Hasn’t stopped either. I follow their antics on wildlife pages.
I have been thinking about these issues at length recently. The more I really contemplate what a Trump administration will look like, the more horrified I become.
It is all of what you said — Trump will make Nixon’s enemies list look quaint. But it is also what he will do about the issues that progressives have been most passionate about — stuff like inequality, global warming, Black Lives Matter, and even civil liberties. These align almost directly with the areas where Trump is most horrifying.
I wrote an essay, “Imagine President Trump,” to share my concerns with other progressives who are not enthusiastic about voting for Clinton.
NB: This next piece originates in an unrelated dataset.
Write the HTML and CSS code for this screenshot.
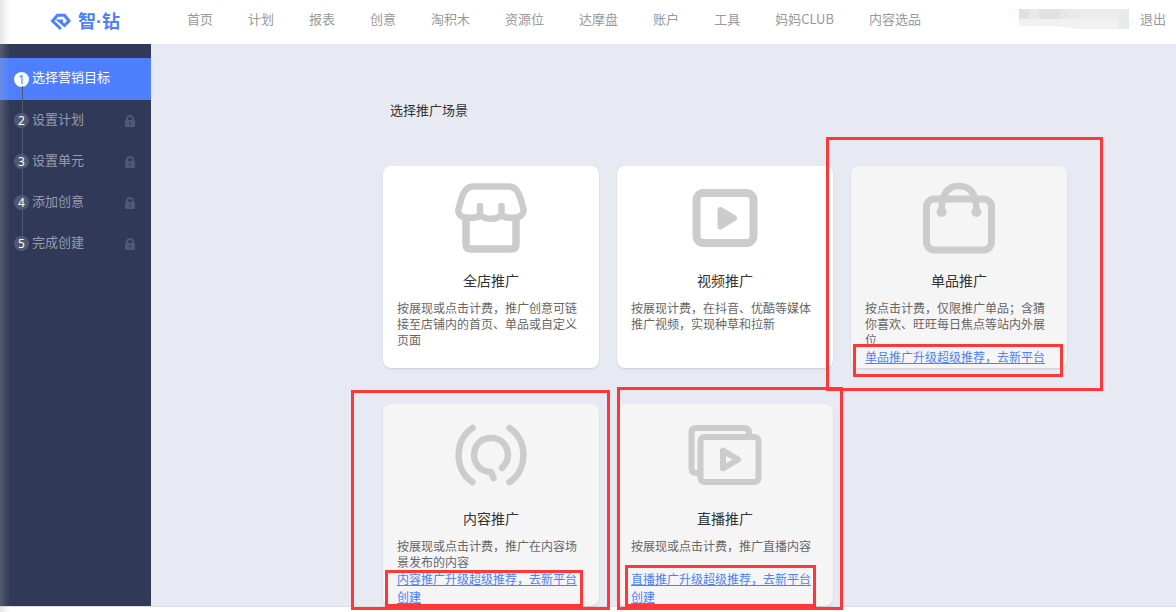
FILE: index.html
```html
<!DOCTYPE html>
<html lang="zh-CN">
<head>
<meta charset="utf-8">
<title>智钻</title>
<link rel="stylesheet" href="styles.css">
</head>
<body>
<header class="topbar">
  <a class="brand" href="#">
    <svg class="brand-mark" viewBox="0 0 22 18" aria-hidden="true"><path d="M11 16L2.500 8L7.500 2.300H14.500L19 8L14.500 12.500L9.500 8H13"/></svg>
    <span>智·钻</span>
  </a>
  <nav class="nav">
    <a href="#">首页</a><a href="#">计划</a><a href="#">报表</a><a href="#">创意</a><a href="#">淘积木</a><a href="#">资源位</a><a href="#">达摩盘</a><a href="#">账户</a><a href="#">工具</a><a href="#">妈妈CLUB</a><a href="#">内容选品</a>
  </nav>
  <div class="account">
    <svg class="masked" viewBox="0 0 125 20" aria-hidden="true" shape-rendering="crispEdges"><path fill="#fdfcfb" d="M0 0h10v15L0 12z"/><path fill="#e0e1e3" d="M10 0h10v10H10zM30 0h20v10H30z"/><path fill="#ebe9e7" d="M20 0h10v10H20z"/><path fill="#e5e6e9" d="M50 0h10v10H50z"/><path fill="#ece9e8" d="M60 0h10v10H60z"/><path fill="#ebeceb" d="M70 0h40v10H70z"/><path fill="#f1f1f1" d="M10 10h100v10H65l-5-2H46v-1H10z"/><path fill="#e8e9ec" d="M110 0h10v20h-10z"/><path fill="#fafafa" d="M120 10h5v5l-5 3z"/></svg>
    <a href="#">退出</a>
  </div>
</header>
<div class="layout">
  <aside class="sidebar">
    <ol class="steps">
      <li class="step current"><span class="num">1</span><span class="label">选择营销目标</span></li>
      <li class="step"><span class="num">2</span><span class="label">设置计划</span><svg class="lock" viewBox="0 0 12 12"><use href="#lock"/></svg></li>
      <li class="step"><span class="num">3</span><span class="label">设置单元</span><svg class="lock" viewBox="0 0 12 12"><use href="#lock"/></svg></li>
      <li class="step"><span class="num">4</span><span class="label">添加创意</span><svg class="lock" viewBox="0 0 12 12"><use href="#lock"/></svg></li>
      <li class="step"><span class="num">5</span><span class="label">完成创建</span><svg class="lock" viewBox="0 0 12 12"><use href="#lock"/></svg></li>
    </ol>
  </aside>
  <main class="content">
    <h1 class="heading">选择推广场景</h1>
    <div class="cards">
      <section class="card">
        <svg class="icon" viewBox="0 0 76 76" aria-hidden="true"><path stroke-width="6.500" d="M20 6.500H56C63 6.500 66 13 68 20L70.500 29C71.500 34 67 37.500 62 37.500C57 37.500 52 39 48.500 35C44 40 32 40 27 35C24 39 18 37.500 13 37.500C8 37.500 4.500 34 5.500 29L8 20C10 13 13 6.500 20 6.500ZM27 35V26M48.500 35V26"/><path stroke-width="7.500" d="M13 39V64Q13 69 18 69H58Q63 69 63 64V39"/></svg>
        <h2>全店推广</h2>
        <p>按展现或点击计费，推广创意可链接至店铺内的首页、单品或自定义页面</p>
      </section>
      <section class="card">
        <svg class="icon" viewBox="0 0 76 76" aria-hidden="true"><rect x="9.500" y="13" width="57" height="50" rx="7" stroke-width="8"/><path class="solid" stroke-width="6" d="M33.500 30V46.500L47 38Z"/></svg>
        <h2>视频推广</h2>
        <p>按展现计费，在抖音、优酷等媒体推广视频，实现种草和拉新</p>
      </section>
      <section class="card muted">
        <svg class="icon" viewBox="0 0 76 76" aria-hidden="true"><rect x="5.500" y="19" width="65" height="51" rx="8" stroke-width="7"/><path stroke-width="6.500" d="M20.500 31C20.500 15 26 6 38 6S55.500 15 55.500 31"/><circle class="dot" cx="20.500" cy="32" r="5"/><circle class="dot" cx="55.500" cy="32" r="5"/></svg>
        <h2>单品推广</h2>
        <p>按点击计费，仅限推广单品；含猜你喜欢、旺旺每日焦点等站内外展位</p>
        <a class="upgrade" href="#">单品推广升级超级推荐，去新平台</a>
        <span class="mark mark-item"></span><span class="mark mark-item-link"></span>
      </section>
      <section class="card muted">
        <svg class="icon" viewBox="0 0 76 76" aria-hidden="true"><path stroke-width="6.500" d="M19.500 10C1 22 1 52 19.500 64M56.500 10C75 22 75 52 56.500 64M49 50C60 40 55 20 38 20C16 20 15 53 38 54L40.500 60"/></svg>
        <h2>内容推广</h2>
        <p>按展现或点击计费，推广在内容场景发布的内容</p>
        <a class="upgrade" href="#">内容推广升级超级推荐，去新平台创建</a>
        <span class="mark mark-content"></span><span class="mark mark-content-link"></span>
      </section>
      <section class="card muted">
        <svg class="icon" viewBox="0 0 76 76" aria-hidden="true"><path stroke-width="6" stroke-linecap="butt" d="M12 55H9Q4.500 55 4.500 50V15Q4.500 10 9 10H57Q62 10 62 15V18"/><rect x="13.500" y="19" width="58" height="45" rx="4" stroke-width="6"/><path stroke-width="6" d="M36 32.500V50.500L51 41.500Z"/></svg>
        <h2>直播推广</h2>
        <p>按展现或点击计费，推广直播内容</p>
        <a class="upgrade" href="#">直播推广升级超级推荐，去新平台创建</a>
        <span class="mark mark-live"></span><span class="mark mark-live-link"></span>
      </section>
    </div>
  </main>
</div>
<svg class="defs" aria-hidden="true"><defs><g id="lock"><path fill="none" stroke="#505973" stroke-width="2" d="M3 6V4A3 3 0 0 1 9 4V6"/><rect x="1" y="5" width="10" height="7" rx="1" fill="#505973"/><path stroke="#303957" d="M6 7V10"/></g></defs></svg>
</body>
</html>
```

FILE: styles.css
```css
* { box-sizing: border-box; }
body {
  margin: 0;
  min-height: 100vh;
  background: #fff;
  color: #333;
  font: 13px/20px "Noto Sans CJK SC", sans-serif;
}
body::before {
  content: "";
  position: fixed;
  inset: 0 auto 0 0;
  width: 10px;
  background: linear-gradient(90deg, rgba(170, 170, 170, .3), rgba(170, 170, 170, 0));
  z-index: 5;
  pointer-events: none;
}
a { color: inherit; text-decoration: none; }
.topbar {
  display: flex;
  height: 44px;
  align-items: center;
  padding: 0 10px 6px 50px;
  color: #999;
}
.brand {
  display: flex;
  align-items: center;
  gap: 6px;
  width: 137px;
  padding-top: 6px;
  color: #4d7fff;
  font-family: "Liberation Sans", "Noto Sans CJK SC", sans-serif;
  font-size: 18px;
  font-weight: 700;
}
.brand-mark {
  width: 22px;
  height: 18px;
  fill: none;
  stroke: currentColor;
  stroke-width: 3;
}
.nav { display: flex; gap: 35px; }
.account { display: flex; align-items: center; gap: 6px; margin-left: auto; }
.masked { width: 125px; height: 20px; }
.layout {
  display: flex;
  background: #e7eaf2;
  border-bottom: 1px solid #dcdde0;
}
.sidebar { flex: 0 0 151px; padding-top: 14px; background: #303957; }
.steps { margin: 0; padding: 0; list-style: none; }
.step {
  position: relative;
  display: flex;
  align-items: center;
  gap: 3px;
  height: 41px;
  padding: 0 15px 0 14px;
  color: #989cab;
}
.current { height: 42px; background: #4d7fff; color: #fff; }
.step + .step::before {
  content: "";
  position: absolute;
  left: 22px;
  top: -14px;
  width: 1px;
  height: 28px;
  background: #505973;
}
.num {
  width: 15px;
  height: 15px;
  border-radius: 50%;
  background: #505973;
  color: #fff;
  font: 12px/15px "Noto Sans", sans-serif;
  text-align: center;
}
.current .num { background: #fff; color: #4d7fff; }
.label { padding-bottom: 4px; }
.lock { width: 12px; height: 12px; margin-left: auto; }
.content { flex: 1; padding: 56px 0 0 232px; }
.heading { margin: 0 0 46px 7px; font-size: 13px; font-weight: 400; line-height: 20px; }
.cards { display: grid; grid-template-columns: repeat(auto-fill, 216px); gap: 36px 18px; max-width: 684px; }
.card {
  position: relative;
  height: 202px;
  padding: 14px 14px 0;
  border-radius: 8px;
  background: #fff;
  box-shadow: 0 1px 2px rgba(0, 0, 0, .12);
}
.muted { background: #f5f5f5; }
.icon {
  display: block;
  width: 76px;
  height: 76px;
  margin: 0 auto 14px;
  fill: none;
  stroke: #ccc;
  stroke-linecap: round;
  stroke-linejoin: round;
}
.solid { fill: #ccc; }
.dot { fill: #ccc; stroke: none; }
.card h2 { margin: 0 0 10px; font-size: 14px; font-weight: 400; line-height: 20px; text-align: center; }
.card p { min-height: 32px; margin: 0; color: #666; font-size: 12px; line-height: 16px; }
.upgrade { display: block; color: #4d7fff; font-size: 12px; line-height: 18px; text-decoration: underline; }
.mark { position: absolute; border: 3px solid #fe3838; pointer-events: none; z-index: 2; }
.mark-item { left: -25px; top: -29px; width: 277px; height: 254px; }
.mark-item-link { left: 2px; top: 178px; width: 210px; height: 33px; }
.mark-content { left: -32px; top: -14px; width: 259px; height: 220px; }
.mark-content-link { left: 2px; top: 166px; width: 198px; height: 37px; }
.mark-live { left: 0; top: -17px; width: 226px; height: 223px; }
.mark-live-link { left: 8px; top: 161px; width: 191px; height: 42px; }
.defs { position: absolute; width: 0; height: 0; }
```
Please consider taking a look: https:/fatherandsonconverse.wordpress.com/2016/09/06/imagine-president-trump
Boo:
Did you know there are Trump/McGinty voters? There are:
http://www.phillymag.com/news/2016/09/13/katie-mcginty-donald-trump-erin-elmore/
Another Pennsylvania oddity:
Two major liberal outside groups have endorsed Republicans in Senate races, frustrating Democrats who see the majority as within their grasp.
The Human Rights Campaign (HRC), which advocates for LGBT rights, and Americans for Responsible Solutions (ARS), which supports stronger gun control laws, are typically aligned with the Democratic Party.
But they crossed party lines this year to reward vulnerable Republican senators who have fought for their issues. Both groups endorsed Sen. Mark Kirk (Ill.), and ARS additionally backed Sen. Pat Toomey (Pa.).
http://thehill.com/homenews/campaign/295222-liberal-groups-frustrate-democrats-with-gop-endorsements
It actually makes perfect sense to me. Both of these groups see value in having crossover support.
They do not want to be pigeon-holed as liberal or owned by the Democratic party.
So, from time to time, they will endorse Republicans that have expressed support for those causes.
Except everyone knows HRC is beholden to the Democratic Party. Their leadership is the definition of Washington hob-knobbery.
Yeah, that’s just my theory on why they endorsed those “moderate” Republicans. Perhaps for the media cred.